>> begin INFORMATION SUPPLIED
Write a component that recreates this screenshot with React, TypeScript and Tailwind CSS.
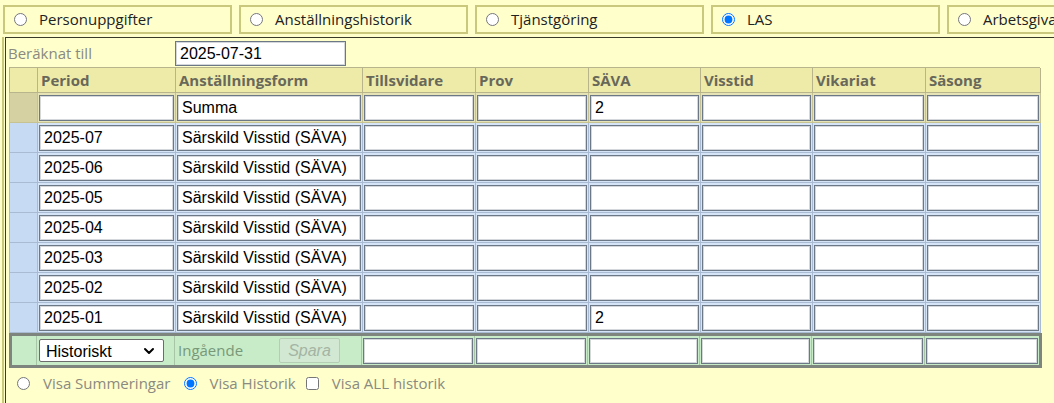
import { ChevronDown } from "lucide-react";

const cols = "grid-cols-[28px_138px_187px_113px_113px_112px_112px_113px_115px]";
const heads = ["Period", "Anställningsform", "Tillsvidare", "Prov", "SÄVA", "Visstid", "Vikariat", "Säsong"];
const tabs = ["Personuppgifter", "Anställningshistorik", "Tjänstgöring", "LAS", "Arbetsgivare"];
const months = ["2025-07", "2025-06", "2025-05", "2025-04", "2025-03", "2025-02", "2025-01"];

const inputCls =
    "h-[26px] w-full bg-white border border-[#6c7885] shadow-[inset_0_0_0_1px_#d4d8dc] px-[4px] text-[16px] text-black font-['Liberation_Sans',Arial,sans-serif] outline-none";

function Cell({ value = "", tone }: { value?: string; tone: "sum" | "data" | "green" }) {
    const bg =
        tone === "sum"
            ? "bg-[#e6e4b6] border-[#c6c292]"
            : tone === "data"
              ? "bg-[#d6e4f8] border-[#a9bad3]"
              : "bg-[#c8ecc8] border-[#a6c6a6]";
    return (
        <div className={`border-r border-b px-px pt-[2px] pb-px ${bg}`}>
            <input className={inputCls} value={value} readOnly />
        </div>
    );
}

export default function App() {
    return (
        <div className="w-[1054px] h-[403px] overflow-hidden bg-[#ffffcc] font-['Open_Sans',sans-serif]">
            {/* flikar */}
            <div className="flex gap-[7px] pl-[3px] pt-[5px]">
                {tabs.map((t) => (
                    <label
                        key={t}
                        className="flex h-[29px] w-[229px] shrink-0 items-center gap-[12px] overflow-hidden border-2 border-[#c9c87c] pl-[9px] text-[15px] text-[#222]"
                    >
                        <input type="radio" name="tab" className="m-0 h-[13px] w-[13px]" checked={t === "LAS"} readOnly />
                        <span className="whitespace-nowrap">{t}</span>
                    </label>
                ))}
            </div>

            <div className="ml-[2px] mt-[3px] h-[400px] border-l-2 border-[#c9c87c]">
                <div className="ml-px h-full border-l border-t border-[#3a3a2a] pl-[2px] pt-[3px]">
                    <div className="flex items-center">
                        <span className="w-[167px] text-[15px] text-[#8a8a80]">Beräknat till</span>
                        <input className={`${inputCls} !h-[25px] !w-[171px]`} value="2025-07-31" readOnly />
                    </div>

                    <div className="ml-px mt-px w-[1031px]">
                        {/* rubrikrad */}
                        <div className={`grid ${cols} border-l border-t border-[#b8b58d]`}>
                            <div className="h-[25px] border-r border-b border-[#b8b58d] bg-[#eeeba9]" />
                            {heads.map((h) => (
                                <div
                                    key={h}
                                    className="flex h-[25px] items-center border-r border-b border-[#b8b58d] bg-[#eeeba9] px-[3px] text-[15px] font-bold text-[#68685a]"
                                >
                                    {h}
                                </div>
                            ))}
                        </div>

                        {/* summa */}
                        <div className={`grid ${cols} border-l border-[#c6c292]`}>
                            <div className="border-r border-b border-[#c6c292] bg-[#d5d1a3]" />
                            <Cell tone="sum" />
                            <Cell tone="sum" value="Summa" />
                            <Cell tone="sum" />
                            <Cell tone="sum" />
                            <Cell tone="sum" value="2" />
                            <Cell tone="sum" />
                            <Cell tone="sum" />
                            <Cell tone="sum" />
                        </div>

                        {months.map((m) => (
                            <div key={m} className={`grid ${cols} border-l border-[#a9bad3]`}>
                                <div className="border-r border-b border-[#a9bad3] bg-[#c6daf4]" />
                                <Cell tone="data" value={m} />
                                <Cell tone="data" value="Särskild Visstid (SÄVA)" />
                                <Cell tone="data" />
                                <Cell tone="data" />
                                <Cell tone="data" value={m === "2025-01" ? "2" : ""} />
                                <Cell tone="data" />
                                <Cell tone="data" />
                                <Cell tone="data" />
                            </div>
                        ))}

                        {/* ny rad */}
                        <div className="grid w-[1033px] grid-cols-[25px_138px_187px_113px_113px_112px_112px_113px_114px] border-[3px] border-[#7e847e] [&>div]:border-b-0">
                            <div className="border-r border-[#a6c6a6] bg-[#c8ecc8]" />
                            <div className="flex items-center border-r border-[#a6c6a6] bg-[#c8ecc8] pl-[2px]">
                                <div className="relative h-[23px] w-[125px]">
                                    <select className="h-full w-full appearance-none rounded-[2px] border border-[#6c6c6c] bg-white pl-[6px] font-['Liberation_Sans',Arial,sans-serif] text-[16px] text-black">
                                        <option>Historiskt</option>
                                    </select>
                                    <ChevronDown
                                        size={16}
                                        strokeWidth={3}
                                        className="pointer-events-none absolute right-[7px] top-[4px] text-black"
                                    />
                                </div>
                            </div>
                            <div className="flex items-center border-r border-[#a6c6a6] bg-[#c8ecc8] pl-[3px]">
                                <span className="w-[101px] text-[15px] text-[#789878]">Ingående</span>
                                <button
                                    disabled
                                    className="h-[25px] w-[61px] rounded-[2px] border border-[#b5cdb5] bg-[#d2e8d2] font-['Liberation_Sans',Arial,sans-serif] text-[16px] italic text-[#a4b4a4]"
                                >
                                    Spara
                                </button>
                            </div>
                            <Cell tone="green" />
                            <Cell tone="green" />
                            <Cell tone="green" />
                            <Cell tone="green" />
                            <Cell tone="green" />
                            <div className="bg-[#c8ecc8] px-px pt-[2px] pb-px">
                                <input className={inputCls} readOnly />
                            </div>
                        </div>
                    </div>

                    {/* visningsval */}
                    <div className="flex h-[30px] items-center pl-[9px] text-[15px] text-[#8a8a80]">
                        <input type="radio" name="visa" className="m-0 h-[13px] w-[13px]" readOnly />
                        <span className="ml-[13px]">Visa Summeringar</span>
                        <input type="radio" name="visa" className="ml-[14px] h-[13px] w-[13px]" checked readOnly />
                        <span className="ml-[12px]">Visa Historik</span>
                        <input type="checkbox" className="ml-[10px] h-[13px] w-[13px]" readOnly />
                        <span className="ml-[13px]">Visa ALL historik</span>
                    </div>
                </div>
            </div>
        </div>
    );
}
>> end INFORMATION SUPPLIED
WHAT NEEDS TO BE DONE
Omit each picture, then return all of the listing exactly as it stands.

RESPONSE
Write a component that recreates this screenshot with React, TypeScript and Tailwind CSS.
import { ChevronDown } from "lucide-react";

const cols = "grid-cols-[28px_138px_187px_113px_113px_112px_112px_113px_115px]";
const heads = ["Period", "Anställningsform", "Tillsvidare", "Prov", "SÄVA", "Visstid", "Vikariat", "Säsong"];
const tabs = ["Personuppgifter", "Anställningshistorik", "Tjänstgöring", "LAS", "Arbetsgivare"];
const months = ["2025-07", "2025-06", "2025-05", "2025-04", "2025-03", "2025-02", "2025-01"];

const inputCls =
    "h-[26px] w-full bg-white border border-[#6c7885] shadow-[inset_0_0_0_1px_#d4d8dc] px-[4px] text-[16px] text-black font-['Liberation_Sans',Arial,sans-serif] outline-none";

function Cell({ value = "", tone }: { value?: string; tone: "sum" | "data" | "green" }) {
    const bg =
        tone === "sum"
            ? "bg-[#e6e4b6] border-[#c6c292]"
            : tone === "data"
              ? "bg-[#d6e4f8] border-[#a9bad3]"
              : "bg-[#c8ecc8] border-[#a6c6a6]";
    return (
        <div className={`border-r border-b px-px pt-[2px] pb-px ${bg}`}>
            <input className={inputCls} value={value} readOnly />
        </div>
    );
}

export default function App() {
    return (
        <div className="w-[1054px] h-[403px] overflow-hidden bg-[#ffffcc] font-['Open_Sans',sans-serif]">
            {/* flikar */}
            <div className="flex gap-[7px] pl-[3px] pt-[5px]">
                {tabs.map((t) => (
                    <label
                        key={t}
                        className="flex h-[29px] w-[229px] shrink-0 items-center gap-[12px] overflow-hidden border-2 border-[#c9c87c] pl-[9px] text-[15px] text-[#222]"
                    >
                        <input type="radio" name="tab" className="m-0 h-[13px] w-[13px]" checked={t === "LAS"} readOnly />
                        <span className="whitespace-nowrap">{t}</span>
                    </label>
                ))}
            </div>

            <div className="ml-[2px] mt-[3px] h-[400px] border-l-2 border-[#c9c87c]">
                <div className="ml-px h-full border-l border-t border-[#3a3a2a] pl-[2px] pt-[3px]">
                    <div className="flex items-center">
                        <span className="w-[167px] text-[15px] text-[#8a8a80]">Beräknat till</span>
                        <input className={`${inputCls} !h-[25px] !w-[171px]`} value="2025-07-31" readOnly />
                    </div>

                    <div className="ml-px mt-px w-[1031px]">
                        {/* rubrikrad */}
                        <div className={`grid ${cols} border-l border-t border-[#b8b58d]`}>
                            <div className="h-[25px] border-r border-b border-[#b8b58d] bg-[#eeeba9]" />
                            {heads.map((h) => (
                                <div
                                    key={h}
                                    className="flex h-[25px] items-center border-r border-b border-[#b8b58d] bg-[#eeeba9] px-[3px] text-[15px] font-bold text-[#68685a]"
                                >
                                    {h}
                                </div>
                            ))}
                        </div>

                        {/* summa */}
                        <div className={`grid ${cols} border-l border-[#c6c292]`}>
                            <div className="border-r border-b border-[#c6c292] bg-[#d5d1a3]" />
                            <Cell tone="sum" />
                            <Cell tone="sum" value="Summa" />
                            <Cell tone="sum" />
                            <Cell tone="sum" />
                            <Cell tone="sum" value="2" />
                            <Cell tone="sum" />
                            <Cell tone="sum" />
                            <Cell tone="sum" />
                        </div>

                        {months.map((m) => (
                            <div key={m} className={`grid ${cols} border-l border-[#a9bad3]`}>
                                <div className="border-r border-b border-[#a9bad3] bg-[#c6daf4]" />
                                <Cell tone="data" value={m} />
                                <Cell tone="data" value="Särskild Visstid (SÄVA)" />
                                <Cell tone="data" />
                                <Cell tone="data" />
                                <Cell tone="data" value={m === "2025-01" ? "2" : ""} />
                                <Cell tone="data" />
                                <Cell tone="data" />
                                <Cell tone="data" />
                            </div>
                        ))}

                        {/* ny rad */}
                        <div className="grid w-[1033px] grid-cols-[25px_138px_187px_113px_113px_112px_112px_113px_114px] border-[3px] border-[#7e847e] [&>div]:border-b-0">
                            <div className="border-r border-[#a6c6a6] bg-[#c8ecc8]" />
                            <div className="flex items-center border-r border-[#a6c6a6] bg-[#c8ecc8] pl-[2px]">
                                <div className="relative h-[23px] w-[125px]">
                                    <select className="h-full w-full appearance-none rounded-[2px] border border-[#6c6c6c] bg-white pl-[6px] font-['Liberation_Sans',Arial,sans-serif] text-[16px] text-black">
                                        <option>Historiskt</option>
                                    </select>
                                    <ChevronDown
                                        size={16}
                                        strokeWidth={3}
                                        className="pointer-events-none absolute right-[7px] top-[4px] text-black"
                                    />
                                </div>
                            </div>
                            <div className="flex items-center border-r border-[#a6c6a6] bg-[#c8ecc8] pl-[3px]">
                                <span className="w-[101px] text-[15px] text-[#789878]">Ingående</span>
                                <button
                                    disabled
                                    className="h-[25px] w-[61px] rounded-[2px] border border-[#b5cdb5] bg-[#d2e8d2] font-['Liberation_Sans',Arial,sans-serif] text-[16px] italic text-[#a4b4a4]"
                                >
                                    Spara
                                </button>
                            </div>
                            <Cell tone="green" />
                            <Cell tone="green" />
                            <Cell tone="green" />
                            <Cell tone="green" />
                            <Cell tone="green" />
                            <div className="bg-[#c8ecc8] px-px pt-[2px] pb-px">
                                <input className={inputCls} readOnly />
                            </div>
                        </div>
                    </div>

                    {/* visningsval */}
                    <div className="flex h-[30px] items-center pl-[9px] text-[15px] text-[#8a8a80]">
                        <input type="radio" name="visa" className="m-0 h-[13px] w-[13px]" readOnly />
                        <span className="ml-[13px]">Visa Summeringar</span>
                        <input type="radio" name="visa" className="ml-[14px] h-[13px] w-[13px]" checked readOnly />
                        <span className="ml-[12px]">Visa Historik</span>
                        <input type="checkbox" className="ml-[10px] h-[13px] w-[13px]" readOnly />
                        <span className="ml-[13px]">Visa ALL historik</span>
                    </div>
                </div>
            </div>
        </div>
    );
}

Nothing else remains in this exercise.